There are many Tom Skinners out there. When I worked with homeless people, I spoke to rough sleepers who loved Boris Johnson. I know policemen and ex-squaddies who liked Jeremy Corbyn, and have met nurses who love the NHS yet vote Tory. Anyone who has ever knocked on doors for a political party or canvassed the public for work will have similar stories of values and views that seem eclectic, to put it mildly.

But despite this complexity, there is a strong tendency in our political culture to divide the public into neat, clean-cut political boxes or schisms. “Essex man”, “Stevenage woman”, the “red wall”; “boomers” v “millennials”, “ethnic minorities” v “the white working class” – and, of course, leave v remain. These shorthands are then taken as reliable proxies for a coherent set of values and interests that all members of the group hold.

As a sociologist, I know that categories such as this can be useful. But they can also blind us. Politics and the media rely on particular forms of research about society, chiefly polling and focus groups. Just this week, the Tory party has been tearing itself apart over a poll suggesting that a 1997-style wipeout lies ahead, reviving talk of where “blue wall” and “red wall” voters might go. Yet polls are snapshots that tell us very little about people’s underlying values, how they have arrived at their opinions, or how their opinions change over time or in different contexts.

One of the reasons we cling so faithfully to such simplistic categories is to do with the fact that social mixing across class lines has become increasingly rare in Britain. We live in bubbles separated by class and geography, and seldom have meaningful encounters or relationships with people outside our own social class. In this environment, other people’s views become hard to comprehend. We see phenomena such as the Brexit vote, support for politicians such as Johnson and the rise of conspiracy theories as being simply irrational; or we assume that everyone who likes or votes for these things must also be in full agreement with all aspects of them.

The rise of “chaotic” worldviews relates to concrete changes in British society over the years. Far from the old heavy industries and communities in which people worked and lived collectively – conditions that produced a more coherent class consciousness – today we live atomised, individualised lives. Workers often have jobs in which they are forced into competition with one another or are given supervisory, “team leader” duties over others. Class boundaries are less stable than they used to be, as people cycle through low-paid employment, unemployment and (bogus) forms of self-employment in the gig economy. The rise of mass working-class home ownership and self-employment mean that many people occupy what sociologist Erik Olin Wright called “contradictory class locations”: they have interests that align with labour and capital, and therefore simultaneously believe in change and the status quo.

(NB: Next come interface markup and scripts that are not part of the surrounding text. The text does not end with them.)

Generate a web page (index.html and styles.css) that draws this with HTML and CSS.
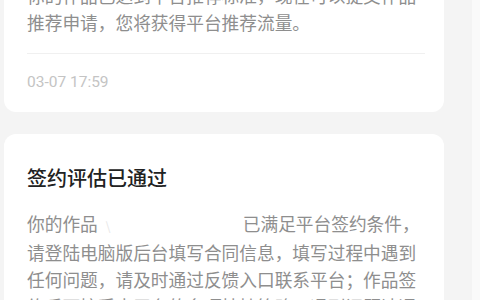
FILE: index.html
```html
<!DOCTYPE html>
<html lang="zh-CN">
<head>
<meta charset="utf-8" />
<title>消息通知</title>
<link rel="stylesheet" href="styles.css">
</head>
<body>
<div class="page">
  <div class="list">
    <div class="card">
      <div class="desc">你的作品已达到平台推荐标准，现在可以提交作品推荐申请，您将获得平台推荐流量。</div>
      <div class="line"></div>
      <div class="time">03-07 17:59</div>
    </div>
    <div class="card">
      <div class="title">签约评估已通过</div>
      <div class="desc">你的作品<span class="blank">\</span>已满足平台签约条件，请登陆电脑版后台填写合同信息，填写过程中遇到任何问题，请及时通过反馈入口联系平台；作品签约后可接受本平台的多项扶持策略，遇到问题请通过客服反馈。</div>
    </div>
  </div>
  <div class="side"></div>
</div>
</body>
</html>
```

FILE: styles.css
```css
*{box-sizing:border-box;}
html,body{margin:0;height:100%;}
body{background:#f4f4f4;font-family:"Noto Sans CJK SC","Noto Sans",sans-serif;overflow:hidden;}
.page{display:flex;height:100%;}
.list{width:440px;margin:-40px 0 0 4px;display:flex;flex-direction:column;gap:22px;}
.card{background:#fff;border-radius:12px;padding:22px 23px 20px 23px;}
.card .title{font-size:20px;line-height:28px;color:#222;font-weight:500;margin-top:8px;}
.card .title + .desc{margin-top:18px;}
.desc{font-size:17.7px;line-height:27px;color:#8e8e8e;}
.blank{display:inline-block;width:145px;color:#e6e6e6;font-size:12px;padding-left:8px;}
.line{height:1px;background:#f0f0f0;margin-top:17px;margin-right:-4px;}
.time{font-family:Roboto,"Noto Sans CJK SC",sans-serif;font-size:15.5px;line-height:20px;color:#c4c4c4;margin-top:18px;}
.side{margin-left:28px;flex:1;background:#fafafa;}
```
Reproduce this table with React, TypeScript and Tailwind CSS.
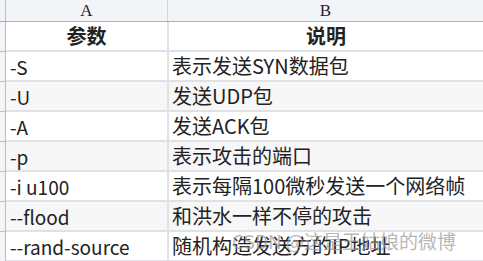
import React from "react";

const rows = [
  { a: "参数", b: "说明", head: true },
  { a: "-S", b: "表示发送SYN数据包" },
  { a: "-U", b: "发送UDP包" },
  { a: "-A", b: "发送ACK包" },
  { a: "-p", b: "表示攻击的端口" },
  { a: "-i u100", b: "表示每隔100微秒发送一个网络帧" },
  { a: "--flood", b: "和洪水一样不停的攻击" },
  { a: "--rand-source", b: "随机构造发送方的IP地址" },
];

const font = { fontFamily: '"Noto Sans CJK SC", "Noto Sans", sans-serif' };

export default function App() {
  return (
    <div className="relative w-[483px] h-[261px] overflow-hidden bg-white text-[#222]" style={font}>
      {/* column letters */}
      <div className="flex h-[22px] bg-[#f3f4f7] border-b border-[#a9b0bf] font-['Liberation_Serif',serif] text-[17px] text-[#1e2230]">
        <div className="w-[6px] border-r border-[#b7bdcb]" />
        <div className="w-[162px] flex items-center justify-center border-r border-[#cfd4dd] leading-none">A</div>
        <div className="flex-1 flex items-center justify-center leading-none">B</div>
      </div>

      {rows.map((r, i) => (
        <div key={i} className="flex h-[30px]">
          <div className="w-[6px] bg-[#f3f4f7] border-r border-b border-[#b7bdcb]" />
          <div
            className={`w-[161px] flex items-center border-b-2 border-[#dfe1e5] leading-none whitespace-nowrap ${
              r.head ? "justify-center font-bold text-[20px]" : "pl-[4px] text-[19px]"
            } ${i % 2 === 0 && i > 1 ? "bg-[#f7f7f7]" : "bg-white"}`}
          >
            {r.a}
          </div>
          <div className="w-[2px] bg-[#dfe1e5]" />
          <div
            className={`flex-1 flex items-center border-b-2 border-[#dfe1e5] text-[20px] leading-none whitespace-nowrap ${
              r.head ? "justify-center font-bold" : "pl-[3px]"
            } ${i % 2 === 0 && i > 1 ? "bg-[#f7f7f7]" : "bg-white"}`}
          >
            {r.b}
          </div>
        </div>
      ))}

      <div className="absolute left-[232px] top-[229px] text-[19px] leading-[24px] text-[#9a9a9a] opacity-70 whitespace-nowrap">
        CSDN @这是王姑娘的微博
      </div>
    </div>
  );
}
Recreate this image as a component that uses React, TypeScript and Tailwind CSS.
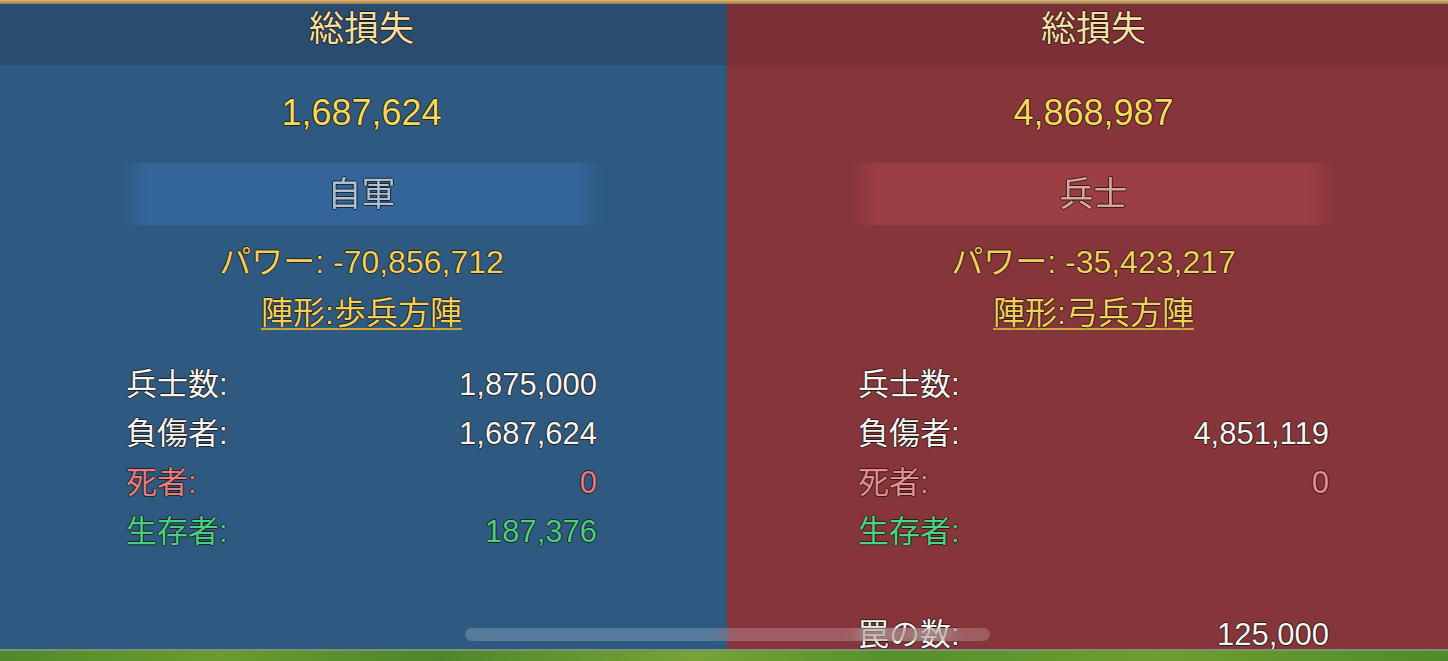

This is not wholly new, nor is it wholly British (look to the farmers’ protests across Europe for more contradictory politics that can’t be easily pigeonholed as left or right). Observing the chaotic politics he witnessed among Italian peasants and workers in the early 20th century, the influential political theorist Antonio Gramsci concluded that “personality is strangely composite”. The Uses of Literacy, the sociologist Richard Hoggart’s portrait of working-class life, similarly showed how new forms of popular culture and news media collided with older values and belief systems to produce ostensibly contradictory viewpoints. Our beliefs are the result of accumulated life experiences: family history and intergenerational narratives and values, education, the areas in which we live, experiences at work, the institutions we inhabit and so on. These experiences and feelings form a lens through which we each view society, but this is often more like a kaleidoscope than a magnifying glass.

So what should the left do about this? Too often, the contemporary left seems to expect people to emerge fully formed with perfect politics. But as the late thinker Mike Davis pointed out, class consciousness – coherent politics – never magically emerged out of the ether, but was always the result of arduous, unglamorous political education work by union reps, political parties, and through people’s immersion in working-class associational life such as libraries and clubs. The decline of the union movement and the disappearance of these community institutions has led to incoherence and contradiction.

Labels and categories such as “Brexiter” are seductive. They entrench our own preconceptions about types of people and places we don’t know and don’t want to know. But not only is it corrosive to democracy and people’s wellbeing to believe that large swathes of the country are irrational reactionaries, it is also incorrect.

For all the talk on social media of Britain being a “rainy fascist island”, most people in the UK generally have progressive values. Broadly speaking, they are tolerant and open-minded when it comes to race, gender and sexuality. They also support redistributive economic policies such as public ownership and higher taxes on the rich. The fact these progressive instincts have not, historically, been harnessed by the Labour party says more about the Labour party than the electorate.

Gramsci despaired of progressives who were convinced of their own rationality but who were unable to understand other feelings or life experiences. If there is to be progressive change in this country, we need to appreciate people’s chaotic complexity, stop assuming views are fixed and can’t be changed – and rediscover the value of empathy.